>> BEGIN RECORDS SUPPLIED

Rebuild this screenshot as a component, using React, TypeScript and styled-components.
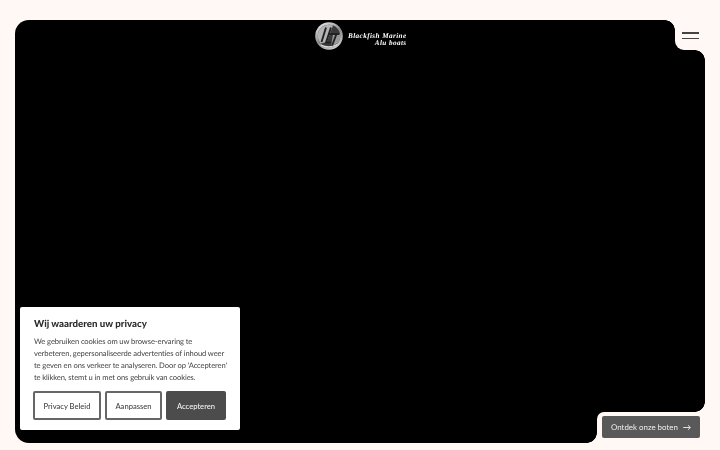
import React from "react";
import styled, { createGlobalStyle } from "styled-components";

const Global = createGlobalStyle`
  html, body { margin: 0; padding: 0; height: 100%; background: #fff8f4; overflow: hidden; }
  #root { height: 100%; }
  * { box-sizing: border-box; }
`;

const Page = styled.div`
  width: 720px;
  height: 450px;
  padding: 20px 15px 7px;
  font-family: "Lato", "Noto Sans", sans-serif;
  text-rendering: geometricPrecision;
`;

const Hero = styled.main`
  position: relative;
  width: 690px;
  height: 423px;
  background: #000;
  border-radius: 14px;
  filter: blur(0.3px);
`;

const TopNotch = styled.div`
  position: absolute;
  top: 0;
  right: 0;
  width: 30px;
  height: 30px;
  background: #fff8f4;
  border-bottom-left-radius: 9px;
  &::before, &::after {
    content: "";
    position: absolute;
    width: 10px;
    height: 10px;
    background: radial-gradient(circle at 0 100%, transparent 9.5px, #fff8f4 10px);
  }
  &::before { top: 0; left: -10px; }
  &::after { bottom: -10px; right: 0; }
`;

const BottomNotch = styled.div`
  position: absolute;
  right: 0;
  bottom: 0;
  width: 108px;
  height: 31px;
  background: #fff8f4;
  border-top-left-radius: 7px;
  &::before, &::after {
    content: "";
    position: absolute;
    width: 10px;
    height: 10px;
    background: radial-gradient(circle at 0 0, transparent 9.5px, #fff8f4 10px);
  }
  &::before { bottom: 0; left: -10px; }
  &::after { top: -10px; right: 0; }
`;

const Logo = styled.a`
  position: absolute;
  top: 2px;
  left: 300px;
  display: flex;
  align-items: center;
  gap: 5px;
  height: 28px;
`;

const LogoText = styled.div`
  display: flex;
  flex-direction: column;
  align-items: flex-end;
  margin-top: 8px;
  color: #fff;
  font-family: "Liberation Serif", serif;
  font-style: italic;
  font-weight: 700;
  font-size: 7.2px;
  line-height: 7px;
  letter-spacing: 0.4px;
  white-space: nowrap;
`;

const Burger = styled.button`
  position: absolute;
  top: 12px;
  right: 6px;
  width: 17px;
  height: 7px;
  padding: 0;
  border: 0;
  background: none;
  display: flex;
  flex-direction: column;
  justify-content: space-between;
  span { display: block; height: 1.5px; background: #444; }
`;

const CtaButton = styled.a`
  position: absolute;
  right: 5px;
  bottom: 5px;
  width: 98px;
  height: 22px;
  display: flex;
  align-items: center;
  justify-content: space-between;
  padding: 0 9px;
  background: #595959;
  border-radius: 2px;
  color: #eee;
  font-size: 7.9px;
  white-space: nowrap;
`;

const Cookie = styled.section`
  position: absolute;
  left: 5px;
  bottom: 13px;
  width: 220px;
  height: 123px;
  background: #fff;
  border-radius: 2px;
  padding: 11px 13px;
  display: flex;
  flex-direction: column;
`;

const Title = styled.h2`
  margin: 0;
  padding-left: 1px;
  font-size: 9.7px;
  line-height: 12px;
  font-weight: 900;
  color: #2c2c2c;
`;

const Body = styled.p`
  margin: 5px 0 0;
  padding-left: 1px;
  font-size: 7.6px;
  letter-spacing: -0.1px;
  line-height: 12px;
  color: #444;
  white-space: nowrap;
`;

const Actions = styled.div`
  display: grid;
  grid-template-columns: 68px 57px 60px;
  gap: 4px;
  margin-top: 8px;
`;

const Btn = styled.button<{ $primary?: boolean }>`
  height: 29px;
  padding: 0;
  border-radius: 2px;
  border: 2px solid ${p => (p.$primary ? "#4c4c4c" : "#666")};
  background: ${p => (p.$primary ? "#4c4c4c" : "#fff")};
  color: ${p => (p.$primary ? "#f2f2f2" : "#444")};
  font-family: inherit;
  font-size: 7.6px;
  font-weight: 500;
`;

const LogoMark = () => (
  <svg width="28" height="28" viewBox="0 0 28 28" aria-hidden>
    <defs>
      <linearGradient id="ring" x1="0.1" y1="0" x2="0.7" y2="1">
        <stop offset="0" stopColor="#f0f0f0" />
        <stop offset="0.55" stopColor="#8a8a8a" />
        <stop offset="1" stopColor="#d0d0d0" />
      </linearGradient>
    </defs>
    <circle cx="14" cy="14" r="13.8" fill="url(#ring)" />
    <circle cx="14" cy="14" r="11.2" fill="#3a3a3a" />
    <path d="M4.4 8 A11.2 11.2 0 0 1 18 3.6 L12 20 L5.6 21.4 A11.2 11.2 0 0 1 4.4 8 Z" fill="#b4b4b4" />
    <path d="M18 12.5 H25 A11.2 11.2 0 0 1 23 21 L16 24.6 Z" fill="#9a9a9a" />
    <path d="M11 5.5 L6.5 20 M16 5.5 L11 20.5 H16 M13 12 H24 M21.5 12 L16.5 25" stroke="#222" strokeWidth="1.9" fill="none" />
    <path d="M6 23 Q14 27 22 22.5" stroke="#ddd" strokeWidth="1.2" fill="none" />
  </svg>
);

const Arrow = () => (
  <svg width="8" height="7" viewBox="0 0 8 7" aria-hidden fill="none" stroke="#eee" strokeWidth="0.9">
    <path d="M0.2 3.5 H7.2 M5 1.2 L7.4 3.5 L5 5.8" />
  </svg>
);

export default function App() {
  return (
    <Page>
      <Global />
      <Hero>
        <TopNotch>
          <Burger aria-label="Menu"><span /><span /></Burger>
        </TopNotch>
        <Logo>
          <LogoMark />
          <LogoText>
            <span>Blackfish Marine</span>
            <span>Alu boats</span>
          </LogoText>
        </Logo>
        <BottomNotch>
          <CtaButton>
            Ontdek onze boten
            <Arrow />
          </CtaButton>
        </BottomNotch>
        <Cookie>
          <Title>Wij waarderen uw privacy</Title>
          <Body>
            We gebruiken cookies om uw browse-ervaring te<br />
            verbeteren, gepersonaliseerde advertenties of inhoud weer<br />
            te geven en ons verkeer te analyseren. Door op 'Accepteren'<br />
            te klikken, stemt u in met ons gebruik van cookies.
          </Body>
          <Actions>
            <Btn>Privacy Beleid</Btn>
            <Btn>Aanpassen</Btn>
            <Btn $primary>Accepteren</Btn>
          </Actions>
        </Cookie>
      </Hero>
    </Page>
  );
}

>> END RECORDS SUPPLIED
>> BEGIN RECORDS SUPPLIED

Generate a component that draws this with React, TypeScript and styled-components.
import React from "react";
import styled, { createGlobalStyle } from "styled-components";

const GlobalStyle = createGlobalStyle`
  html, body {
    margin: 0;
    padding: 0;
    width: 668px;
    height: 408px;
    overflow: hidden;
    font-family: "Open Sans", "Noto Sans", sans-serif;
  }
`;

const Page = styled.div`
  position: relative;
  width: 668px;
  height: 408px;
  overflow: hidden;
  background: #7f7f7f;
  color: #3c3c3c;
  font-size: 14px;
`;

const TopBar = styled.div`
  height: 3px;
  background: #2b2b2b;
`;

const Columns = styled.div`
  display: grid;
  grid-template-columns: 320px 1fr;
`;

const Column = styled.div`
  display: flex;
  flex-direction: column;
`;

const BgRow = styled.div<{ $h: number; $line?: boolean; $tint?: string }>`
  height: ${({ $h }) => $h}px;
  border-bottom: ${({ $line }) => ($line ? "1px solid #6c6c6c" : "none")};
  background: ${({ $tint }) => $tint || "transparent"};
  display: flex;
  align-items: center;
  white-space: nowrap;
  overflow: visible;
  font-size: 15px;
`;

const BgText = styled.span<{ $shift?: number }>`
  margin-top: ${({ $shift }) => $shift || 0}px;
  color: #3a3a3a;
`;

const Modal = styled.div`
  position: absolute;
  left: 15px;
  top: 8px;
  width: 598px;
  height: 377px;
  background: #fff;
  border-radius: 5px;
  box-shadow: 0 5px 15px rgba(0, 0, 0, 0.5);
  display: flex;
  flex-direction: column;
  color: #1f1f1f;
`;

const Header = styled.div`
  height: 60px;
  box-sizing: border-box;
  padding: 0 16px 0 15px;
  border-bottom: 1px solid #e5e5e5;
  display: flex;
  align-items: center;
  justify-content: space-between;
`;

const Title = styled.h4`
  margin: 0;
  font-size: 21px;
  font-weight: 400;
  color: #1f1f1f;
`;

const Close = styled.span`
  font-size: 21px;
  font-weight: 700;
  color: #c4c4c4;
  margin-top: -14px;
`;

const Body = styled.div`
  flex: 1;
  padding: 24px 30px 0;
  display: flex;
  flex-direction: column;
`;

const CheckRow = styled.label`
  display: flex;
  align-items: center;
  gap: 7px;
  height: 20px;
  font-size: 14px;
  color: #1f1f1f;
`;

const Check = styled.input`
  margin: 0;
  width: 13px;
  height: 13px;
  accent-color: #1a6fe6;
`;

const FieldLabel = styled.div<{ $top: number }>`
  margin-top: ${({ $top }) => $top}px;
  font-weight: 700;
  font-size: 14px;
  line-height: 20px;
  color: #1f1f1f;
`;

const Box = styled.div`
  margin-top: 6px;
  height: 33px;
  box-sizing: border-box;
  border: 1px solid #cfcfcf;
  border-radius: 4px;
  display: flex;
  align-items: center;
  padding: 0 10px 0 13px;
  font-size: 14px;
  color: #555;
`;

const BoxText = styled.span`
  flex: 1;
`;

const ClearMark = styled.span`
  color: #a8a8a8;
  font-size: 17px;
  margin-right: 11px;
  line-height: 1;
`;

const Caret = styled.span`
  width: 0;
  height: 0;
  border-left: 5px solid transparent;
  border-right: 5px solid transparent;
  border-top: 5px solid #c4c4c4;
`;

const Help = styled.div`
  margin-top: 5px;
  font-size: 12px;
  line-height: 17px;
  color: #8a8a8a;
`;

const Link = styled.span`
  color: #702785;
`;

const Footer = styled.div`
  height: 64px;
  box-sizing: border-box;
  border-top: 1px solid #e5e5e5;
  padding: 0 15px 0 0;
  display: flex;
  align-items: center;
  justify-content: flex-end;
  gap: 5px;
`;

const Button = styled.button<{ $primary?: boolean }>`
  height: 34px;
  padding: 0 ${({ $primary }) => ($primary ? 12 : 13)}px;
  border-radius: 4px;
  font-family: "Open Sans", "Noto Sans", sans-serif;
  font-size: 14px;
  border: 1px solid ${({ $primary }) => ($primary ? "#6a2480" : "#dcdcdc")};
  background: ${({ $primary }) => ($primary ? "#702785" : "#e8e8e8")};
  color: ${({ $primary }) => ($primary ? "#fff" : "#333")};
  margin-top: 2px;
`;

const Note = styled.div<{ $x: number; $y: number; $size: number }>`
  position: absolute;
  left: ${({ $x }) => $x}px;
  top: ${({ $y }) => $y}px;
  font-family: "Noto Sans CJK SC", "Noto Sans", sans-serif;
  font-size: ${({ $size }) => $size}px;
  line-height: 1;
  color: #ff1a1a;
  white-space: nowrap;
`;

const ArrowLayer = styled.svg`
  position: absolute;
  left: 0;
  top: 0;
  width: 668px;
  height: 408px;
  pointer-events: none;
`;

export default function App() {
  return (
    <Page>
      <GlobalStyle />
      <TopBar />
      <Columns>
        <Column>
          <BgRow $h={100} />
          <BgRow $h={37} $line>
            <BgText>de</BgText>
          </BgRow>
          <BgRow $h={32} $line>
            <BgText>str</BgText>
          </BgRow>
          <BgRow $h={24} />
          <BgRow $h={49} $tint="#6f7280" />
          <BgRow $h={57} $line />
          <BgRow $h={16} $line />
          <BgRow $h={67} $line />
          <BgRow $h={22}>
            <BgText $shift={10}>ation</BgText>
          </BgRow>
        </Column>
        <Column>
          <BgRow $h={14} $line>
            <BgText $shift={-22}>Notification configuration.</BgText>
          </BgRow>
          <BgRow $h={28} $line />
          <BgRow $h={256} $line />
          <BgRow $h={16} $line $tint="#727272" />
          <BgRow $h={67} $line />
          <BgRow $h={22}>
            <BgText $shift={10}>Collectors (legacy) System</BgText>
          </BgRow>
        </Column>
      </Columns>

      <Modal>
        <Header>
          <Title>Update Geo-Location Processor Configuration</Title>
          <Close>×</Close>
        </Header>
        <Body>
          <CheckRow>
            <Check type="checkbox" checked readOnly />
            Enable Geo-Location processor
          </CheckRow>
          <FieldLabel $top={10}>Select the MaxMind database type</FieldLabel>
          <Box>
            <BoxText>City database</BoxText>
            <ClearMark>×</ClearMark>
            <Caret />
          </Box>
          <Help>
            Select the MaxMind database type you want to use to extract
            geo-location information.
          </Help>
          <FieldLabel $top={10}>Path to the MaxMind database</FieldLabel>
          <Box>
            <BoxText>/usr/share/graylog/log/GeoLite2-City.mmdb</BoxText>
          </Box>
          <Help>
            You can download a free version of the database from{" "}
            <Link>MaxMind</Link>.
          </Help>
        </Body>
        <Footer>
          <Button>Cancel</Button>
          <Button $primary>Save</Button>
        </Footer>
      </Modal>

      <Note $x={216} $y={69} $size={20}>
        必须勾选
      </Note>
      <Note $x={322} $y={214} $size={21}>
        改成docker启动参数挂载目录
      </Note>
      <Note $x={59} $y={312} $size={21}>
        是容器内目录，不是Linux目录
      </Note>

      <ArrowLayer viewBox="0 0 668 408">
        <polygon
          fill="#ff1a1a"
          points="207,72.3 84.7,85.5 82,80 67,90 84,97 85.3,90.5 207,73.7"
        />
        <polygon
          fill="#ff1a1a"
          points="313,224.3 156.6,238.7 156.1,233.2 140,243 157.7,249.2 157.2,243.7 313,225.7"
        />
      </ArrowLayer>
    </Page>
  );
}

>> END RECORDS SUPPLIED

- **STATED TASK**
List every line in the records above that contains the word "components".

- **RESULT FOR THIS TASK**
Rebuild this screenshot as a component, using React, TypeScript and styled-components.
import styled, { createGlobalStyle } from "styled-components";
Generate a component that draws this with React, TypeScript and styled-components.
import styled, { createGlobalStyle } from "styled-components";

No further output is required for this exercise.